While QMSK may feel it deserves higher multiples because it’s profitable and growing relatively quickly, investors may disagree. As we’ve previously noted, such aggressively valued Chinese companies often see big drops in their share prices when they start trading, with the stock frequently losing half or more of its value within months or even days.

We’ll need to wait and see if QMSK sticks with these high valuations, or if perhaps it is forced to lower them after such a big expansion that will require it to find more investors than it initially planned.

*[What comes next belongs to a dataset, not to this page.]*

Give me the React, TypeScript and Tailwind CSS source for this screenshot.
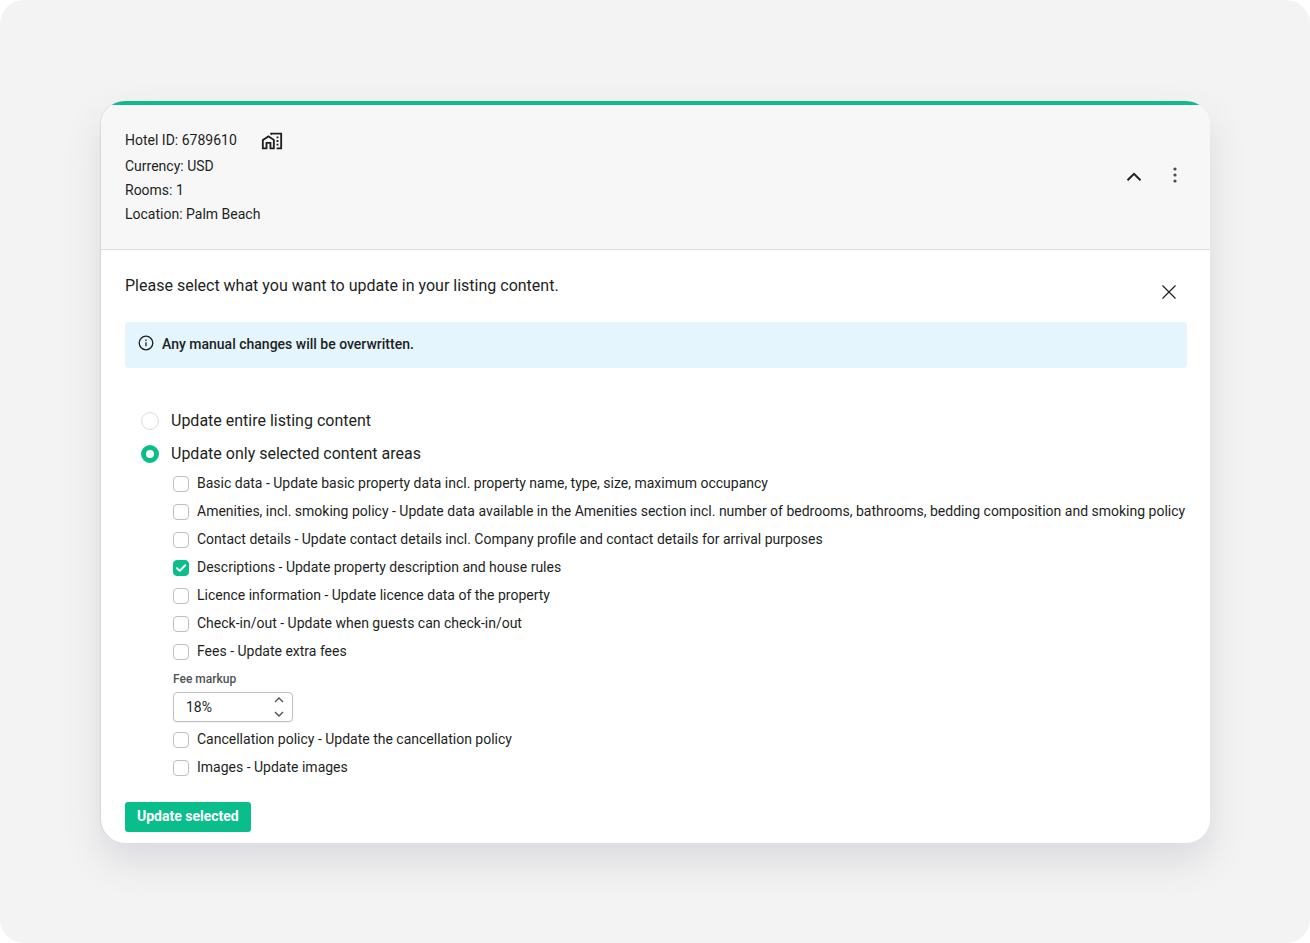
import { useState } from "react";

const areasBeforeMarkup = [
  { id: "basic", label: "Basic data - Update basic property data incl. property name, type, size, maximum occupancy" },
  {
    id: "amenities",
    label:
      "Amenities, incl. smoking policy - Update data available in the Amenities section incl. number of bedrooms, bathrooms, bedding composition and smoking policy",
  },
  { id: "contact", label: "Contact details - Update contact details incl. Company profile and contact details for arrival purposes" },
  { id: "descriptions", label: "Descriptions - Update property description and house rules" },
  { id: "licence", label: "Licence information - Update licence data of the property" },
  { id: "checkin", label: "Check-in/out - Update when guests can check-in/out" },
  { id: "fees", label: "Fees - Update extra fees" },
];

const areasAfterMarkup = [
  { id: "cancellation", label: "Cancellation policy - Update the cancellation policy" },
  { id: "images", label: "Images - Update images" },
];

function HomeWorkIcon() {
  return (
    <svg viewBox="0 0 24 24" className="mt-0.5 size-[22px]" fill="currentColor" aria-hidden="true">
      <path d="M17 15h2v2h-2zM17 11h2v2h-2zM17 7h2v2h-2z" />
      <path d="M10 3v1.51l2 1.33V5h9v14h-4v2h6V3H10z" />
      <path d="M8.17 5.7 1 10.48V21h6v-6h2.3v6H15V10.25L8.17 5.7zM13 19h-1.7v-6H5v6H3v-7.62l5.17-3.29L13 11.16V19z" />
    </svg>
  );
}

function AreaRow({ id, label, checked, onToggle }: { id: string; label: string; checked: boolean; onToggle: () => void }) {
  return (
    <div className="flex min-h-7 items-start gap-2">
      <span className="mt-1.5 grid size-4 shrink-0">
        <input
          id={id}
          type="checkbox"
          checked={checked}
          onChange={onToggle}
          className="col-start-1 row-start-1 size-4 appearance-none rounded border border-[#bfbfbf] bg-white checked:border-[#0abe8c] checked:bg-[#0abe8c]"
        />
        {checked && (
          <svg viewBox="0 0 16 16" className="pointer-events-none col-start-1 row-start-1 size-4" fill="none" stroke="#fff" strokeWidth="2" strokeLinecap="round" strokeLinejoin="round" aria-hidden="true">
            <path d="M4 8.2 6.8 10.9 12.2 5.2" />
          </svg>
        )}
      </span>
      <label htmlFor={id} className="pt-[3px] text-sm/5">
        {label}
      </label>
    </div>
  );
}

export default function App() {
  const [mode, setMode] = useState("selected");
  const [selected, setSelected] = useState<string[]>(["descriptions"]);
  const [markup, setMarkup] = useState(18);

  const toggle = (id: string) =>
    setSelected((s) => (s.includes(id) ? s.filter((x) => x !== id) : [...s, id]));

  const radioClass =
    "size-[18px] shrink-0 appearance-none rounded-full border border-[#dcdcdc] bg-white checked:border-[5px] checked:border-[#0abe8c]";

  return (
    <div className="bg-white font-['Roboto',sans-serif] text-[#1d1f23]">
      <main className="min-h-screen rounded-3xl bg-[#f3f3f3] px-[100px] pt-[101px] pb-[100px]">
        <section className="ml-px overflow-hidden rounded-3xl bg-white shadow-[0_18px_36px_rgba(80,82,115,0.15),-1px_0_0_rgba(0,0,0,0.08)]">
          <header className="flex items-center justify-between border-t-4 border-b border-t-[#10ba89] border-b-[#dedfe1] bg-[#f7f7f7] pt-[23px] pr-[25px] pb-[23px] pl-6">
            <div className="text-sm/6">
              <div className="flex items-center gap-6">
                <span>Hotel ID: 6789610</span>
                <HomeWorkIcon />
              </div>
              <p className="pt-0.5">Currency: USD</p>
              <p>Rooms: 1</p>
              <p>Location: Palm Beach</p>
            </div>
            <div className="mb-1 flex items-center gap-[21px]">
              <button type="button" aria-label="Collapse" className="pt-1">
                <svg viewBox="0 0 20 20" className="size-5" fill="none" stroke="#1d1f23" strokeWidth="2" aria-hidden="true">
                  <path d="m3.5 13.2 6.5-6.4 6.5 6.4" />
                </svg>
              </button>
              <button type="button" aria-label="More actions">
                <svg viewBox="0 0 20 20" className="size-5" fill="#4a4c50" aria-hidden="true">
                  <circle cx="10" cy="4" r="1.6" />
                  <circle cx="10" cy="10" r="1.6" />
                  <circle cx="10" cy="16" r="1.6" />
                </svg>
              </button>
            </div>
          </header>

          <div className="pt-6 pr-[23px] pb-[11px] pl-6">
            <div className="flex items-start justify-between">
              <h1 className="text-base/6">Please select what you want to update in your listing content.</h1>
              <button type="button" aria-label="Close" className="mt-2 mr-2">
                <svg viewBox="0 0 20 20" className="size-5" fill="none" stroke="#1d1f23" strokeWidth="1.2" aria-hidden="true">
                  <path d="m3.5 3.5 13 13m0-13-13 13" />
                </svg>
              </button>
            </div>

            <div role="note" className="mt-5 flex h-[46px] items-center gap-2 rounded bg-[#e4f5fd] px-[13px] pb-0.5 text-sm font-medium">
              <svg viewBox="0 0 16 16" className="mb-0.5 size-4" fill="none" stroke="#1d1f23" strokeWidth="1.3" aria-hidden="true">
                <circle cx="8" cy="8" r="6.8" />
                <path d="M8 7.3v4M8 4.5v1.4" />
              </svg>
              Any manual changes will be overwritten.
            </div>

            <form className="pt-9" onSubmit={(e) => e.preventDefault()}>
              <div className="flex flex-col pl-4">
                <div className="flex min-h-[33px] items-center gap-3">
                  <input id="entire" type="radio" name="mode" checked={mode === "entire"} onChange={() => setMode("entire")} className={radioClass} />
                  <label htmlFor="entire" className="text-base/6">Update entire listing content</label>
                </div>
                <div className="flex min-h-[33px] items-center gap-3">
                  <input id="only" type="radio" name="mode" checked={mode === "selected"} onChange={() => setMode("selected")} className={radioClass} />
                  <label htmlFor="only" className="text-base/6">Update only selected content areas</label>
                </div>
              </div>

              <div className="-mr-[23px] pl-12">
                {areasBeforeMarkup.map((a) => (
                  <AreaRow key={a.id} {...a} checked={selected.includes(a.id)} onToggle={() => toggle(a.id)} />
                ))}
                <label htmlFor="markup" className="block pt-[5px] text-xs/4 font-medium text-[#4c5456]">
                  Fee markup
                </label>
                <div className="mt-[5px] mb-1 flex h-[30px] w-[120px] items-center rounded border border-[#bfbfbf] bg-white pr-2 pl-3 shadow-[0_1px_2px_rgba(0,0,0,0.06)]">
                  <input
                    id="markup"
                    type="text"
                    inputMode="numeric"
                    value={`${markup}%`}
                    onChange={(e) => setMarkup(parseInt(e.target.value, 10) || 0)}
                    className="w-full min-w-0 flex-1 bg-transparent text-sm outline-none"
                  />
                  <div className="flex flex-col gap-1">
                    <button type="button" aria-label="Increase" onClick={() => setMarkup(markup + 1)}>
                      <svg viewBox="0 0 10 10" className="size-2.5" fill="none" stroke="#4c5456" strokeWidth="1.4" aria-hidden="true">
                        <path d="m1 7 4-4 4 4" />
                      </svg>
                    </button>
                    <button type="button" aria-label="Decrease" onClick={() => setMarkup(markup - 1)}>
                      <svg viewBox="0 0 10 10" className="size-2.5" fill="none" stroke="#4c5456" strokeWidth="1.4" aria-hidden="true">
                        <path d="m1 3 4 4 4-4" />
                      </svg>
                    </button>
                  </div>
                </div>
                {areasAfterMarkup.map((a) => (
                  <AreaRow key={a.id} {...a} checked={selected.includes(a.id)} onToggle={() => toggle(a.id)} />
                ))}
              </div>

              <button type="submit" className="mt-5 h-[30px] rounded-[3px] bg-[#0abe8c] px-3 pb-0.5 text-sm/5 font-bold text-white">
                Update selected
              </button>
            </form>
          </div>
        </section>
      </main>
    </div>
  );
}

We’ll close this review with a look at the company’s financials, which admittedly look relatively strong. QMSK offers its services through a network of 10,651 service locations in most of China. Such services are quite cheap, with the average price for a risk assessment costing $50 in the company’s fiscal year through March 2025, up 2.5% from $48.80 in the previous year.

The company’s customer base grew quite a lot in the latest fiscal year, rising to 64 from 35 the previous year, according to the prospectus. That shows its customer base is concentrated but still relatively large, including some “major insurance companies,” according to the prospectus.

As its customer base grew and its average cost per risk assessment rose, the company’s revenue rose 38% year-on-year in its latest fiscal year to $47.7 million from $34.6 million in the 12 months to March 2024. Its gross margin was relatively steady, dropping to 9.2% in its latest fiscal year from 9.6% the previous year. But its operating expenses rose sharply, roughly tripling in the latest year as it added resources for its recent expansion. As a result, its profit fell 8% in its latest fiscal year to $2.25 million from $2.44 million in the previous 12-month period.

Overall, QMSK’s listing looks relatively solid, and the massive upsizing of its fundraising and float size is a sign of what we can expect to see from future Chinese companies seeking U.S. listings. The valuation it’s seeking still looks relatively aggressive, meaning it’s quite possible the company may ultimately be forced to lower its IPO share price below the current $4 to $6 range.